-- start of TASK INPUT --
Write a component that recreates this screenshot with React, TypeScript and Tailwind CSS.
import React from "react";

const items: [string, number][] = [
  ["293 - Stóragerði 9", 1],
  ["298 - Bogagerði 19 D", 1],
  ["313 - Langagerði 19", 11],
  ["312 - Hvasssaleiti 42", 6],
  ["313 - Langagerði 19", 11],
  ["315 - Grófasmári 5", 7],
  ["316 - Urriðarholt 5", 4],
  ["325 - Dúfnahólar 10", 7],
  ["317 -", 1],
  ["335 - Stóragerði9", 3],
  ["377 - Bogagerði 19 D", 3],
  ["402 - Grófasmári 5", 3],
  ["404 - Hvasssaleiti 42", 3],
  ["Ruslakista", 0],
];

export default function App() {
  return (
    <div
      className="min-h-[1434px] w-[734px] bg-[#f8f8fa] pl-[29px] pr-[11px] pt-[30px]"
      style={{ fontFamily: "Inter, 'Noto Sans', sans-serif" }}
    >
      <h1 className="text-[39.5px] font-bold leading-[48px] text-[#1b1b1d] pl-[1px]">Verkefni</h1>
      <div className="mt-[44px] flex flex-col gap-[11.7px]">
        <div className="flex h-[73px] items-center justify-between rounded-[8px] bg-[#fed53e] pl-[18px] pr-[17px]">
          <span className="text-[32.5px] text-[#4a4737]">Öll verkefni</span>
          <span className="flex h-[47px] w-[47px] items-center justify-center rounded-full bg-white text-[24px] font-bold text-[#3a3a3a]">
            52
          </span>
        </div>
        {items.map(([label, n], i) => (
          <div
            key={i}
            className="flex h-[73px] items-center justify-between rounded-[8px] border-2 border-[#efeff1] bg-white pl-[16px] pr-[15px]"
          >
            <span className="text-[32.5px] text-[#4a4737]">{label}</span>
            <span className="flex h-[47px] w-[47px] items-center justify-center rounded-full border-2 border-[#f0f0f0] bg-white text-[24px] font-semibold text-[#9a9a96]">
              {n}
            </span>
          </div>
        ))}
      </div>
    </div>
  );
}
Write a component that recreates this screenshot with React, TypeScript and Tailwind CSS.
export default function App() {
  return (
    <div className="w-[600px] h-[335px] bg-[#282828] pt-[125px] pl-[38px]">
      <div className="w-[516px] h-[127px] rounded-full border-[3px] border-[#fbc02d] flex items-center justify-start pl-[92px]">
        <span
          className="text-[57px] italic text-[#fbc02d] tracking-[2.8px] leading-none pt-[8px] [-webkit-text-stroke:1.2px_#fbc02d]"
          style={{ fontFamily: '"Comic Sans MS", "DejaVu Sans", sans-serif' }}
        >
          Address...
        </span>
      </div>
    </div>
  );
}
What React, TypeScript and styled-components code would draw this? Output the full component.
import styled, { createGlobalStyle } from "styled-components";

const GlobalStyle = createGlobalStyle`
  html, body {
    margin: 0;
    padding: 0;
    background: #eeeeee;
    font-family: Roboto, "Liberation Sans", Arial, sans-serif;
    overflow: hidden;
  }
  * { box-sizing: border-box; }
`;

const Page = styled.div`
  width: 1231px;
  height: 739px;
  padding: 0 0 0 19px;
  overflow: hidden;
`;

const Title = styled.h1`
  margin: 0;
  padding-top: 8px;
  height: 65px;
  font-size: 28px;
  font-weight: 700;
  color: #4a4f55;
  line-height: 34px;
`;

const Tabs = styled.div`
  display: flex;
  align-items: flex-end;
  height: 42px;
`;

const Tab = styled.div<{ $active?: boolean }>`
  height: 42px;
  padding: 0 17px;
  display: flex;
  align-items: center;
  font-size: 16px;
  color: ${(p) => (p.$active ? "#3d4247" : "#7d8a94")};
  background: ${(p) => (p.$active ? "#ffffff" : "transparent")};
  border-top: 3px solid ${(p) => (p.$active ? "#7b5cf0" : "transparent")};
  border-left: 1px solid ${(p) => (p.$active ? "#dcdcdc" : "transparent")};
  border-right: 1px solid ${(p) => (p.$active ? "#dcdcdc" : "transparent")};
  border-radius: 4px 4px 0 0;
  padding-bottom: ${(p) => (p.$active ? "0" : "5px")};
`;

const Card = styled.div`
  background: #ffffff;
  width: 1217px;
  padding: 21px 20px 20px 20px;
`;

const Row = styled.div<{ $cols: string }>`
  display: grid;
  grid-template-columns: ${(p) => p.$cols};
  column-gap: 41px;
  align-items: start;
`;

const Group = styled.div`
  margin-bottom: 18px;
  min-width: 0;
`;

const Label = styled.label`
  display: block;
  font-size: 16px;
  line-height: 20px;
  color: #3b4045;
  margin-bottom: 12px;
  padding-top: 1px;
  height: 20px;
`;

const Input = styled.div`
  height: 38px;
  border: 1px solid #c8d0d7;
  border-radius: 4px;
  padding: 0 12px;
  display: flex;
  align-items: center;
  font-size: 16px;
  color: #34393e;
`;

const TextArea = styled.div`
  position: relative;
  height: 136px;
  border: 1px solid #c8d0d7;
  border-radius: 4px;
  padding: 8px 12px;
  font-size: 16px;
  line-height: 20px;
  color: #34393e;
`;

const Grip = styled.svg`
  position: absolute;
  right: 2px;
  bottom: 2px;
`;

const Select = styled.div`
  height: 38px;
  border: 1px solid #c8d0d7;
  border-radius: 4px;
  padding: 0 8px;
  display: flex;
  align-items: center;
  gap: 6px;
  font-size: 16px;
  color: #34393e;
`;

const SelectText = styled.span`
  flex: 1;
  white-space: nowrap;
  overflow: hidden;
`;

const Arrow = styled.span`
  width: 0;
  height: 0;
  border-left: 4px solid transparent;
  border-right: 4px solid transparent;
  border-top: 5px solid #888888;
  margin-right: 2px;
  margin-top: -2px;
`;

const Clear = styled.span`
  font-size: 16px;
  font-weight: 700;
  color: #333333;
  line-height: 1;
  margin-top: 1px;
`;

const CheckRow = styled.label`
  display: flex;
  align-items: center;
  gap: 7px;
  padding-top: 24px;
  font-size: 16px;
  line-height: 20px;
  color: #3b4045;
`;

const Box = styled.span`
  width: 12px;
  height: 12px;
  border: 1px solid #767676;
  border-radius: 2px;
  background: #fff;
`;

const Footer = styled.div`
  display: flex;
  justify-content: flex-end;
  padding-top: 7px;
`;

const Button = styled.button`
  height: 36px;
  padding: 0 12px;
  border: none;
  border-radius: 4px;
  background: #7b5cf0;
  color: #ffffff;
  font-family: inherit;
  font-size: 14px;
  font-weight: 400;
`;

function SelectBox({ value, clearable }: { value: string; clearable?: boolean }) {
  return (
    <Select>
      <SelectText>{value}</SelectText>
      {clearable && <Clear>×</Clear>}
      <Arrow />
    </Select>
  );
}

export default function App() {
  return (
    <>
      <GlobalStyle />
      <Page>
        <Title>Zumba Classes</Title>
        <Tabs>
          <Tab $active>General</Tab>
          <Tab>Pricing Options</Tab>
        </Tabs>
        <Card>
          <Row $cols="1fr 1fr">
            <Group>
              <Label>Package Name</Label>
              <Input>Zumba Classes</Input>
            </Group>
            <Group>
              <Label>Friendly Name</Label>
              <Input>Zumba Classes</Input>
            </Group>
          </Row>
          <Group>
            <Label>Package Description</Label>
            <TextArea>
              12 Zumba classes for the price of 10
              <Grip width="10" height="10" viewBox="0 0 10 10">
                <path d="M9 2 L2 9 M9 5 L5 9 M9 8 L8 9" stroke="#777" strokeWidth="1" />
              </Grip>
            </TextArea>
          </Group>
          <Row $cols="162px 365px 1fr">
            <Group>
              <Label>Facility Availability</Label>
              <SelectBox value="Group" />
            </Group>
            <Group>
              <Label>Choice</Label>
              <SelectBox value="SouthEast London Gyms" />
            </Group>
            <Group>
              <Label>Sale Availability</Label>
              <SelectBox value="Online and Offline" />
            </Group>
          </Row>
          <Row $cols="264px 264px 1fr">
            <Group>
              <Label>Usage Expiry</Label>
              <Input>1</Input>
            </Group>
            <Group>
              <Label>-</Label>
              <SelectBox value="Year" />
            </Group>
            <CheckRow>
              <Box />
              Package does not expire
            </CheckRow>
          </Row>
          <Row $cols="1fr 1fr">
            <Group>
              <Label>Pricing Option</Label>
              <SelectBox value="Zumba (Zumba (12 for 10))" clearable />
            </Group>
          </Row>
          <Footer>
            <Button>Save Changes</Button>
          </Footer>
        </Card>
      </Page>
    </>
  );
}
-- end of TASK INPUT --
> **EXERCISE GOAL**
Please reproduce exactly the lines from the first one of the records above through the line containing "import React from", both included, and nothing else.

> **OUTPUT**
Write a component that recreates this screenshot with React, TypeScript and Tailwind CSS.
import React from "react";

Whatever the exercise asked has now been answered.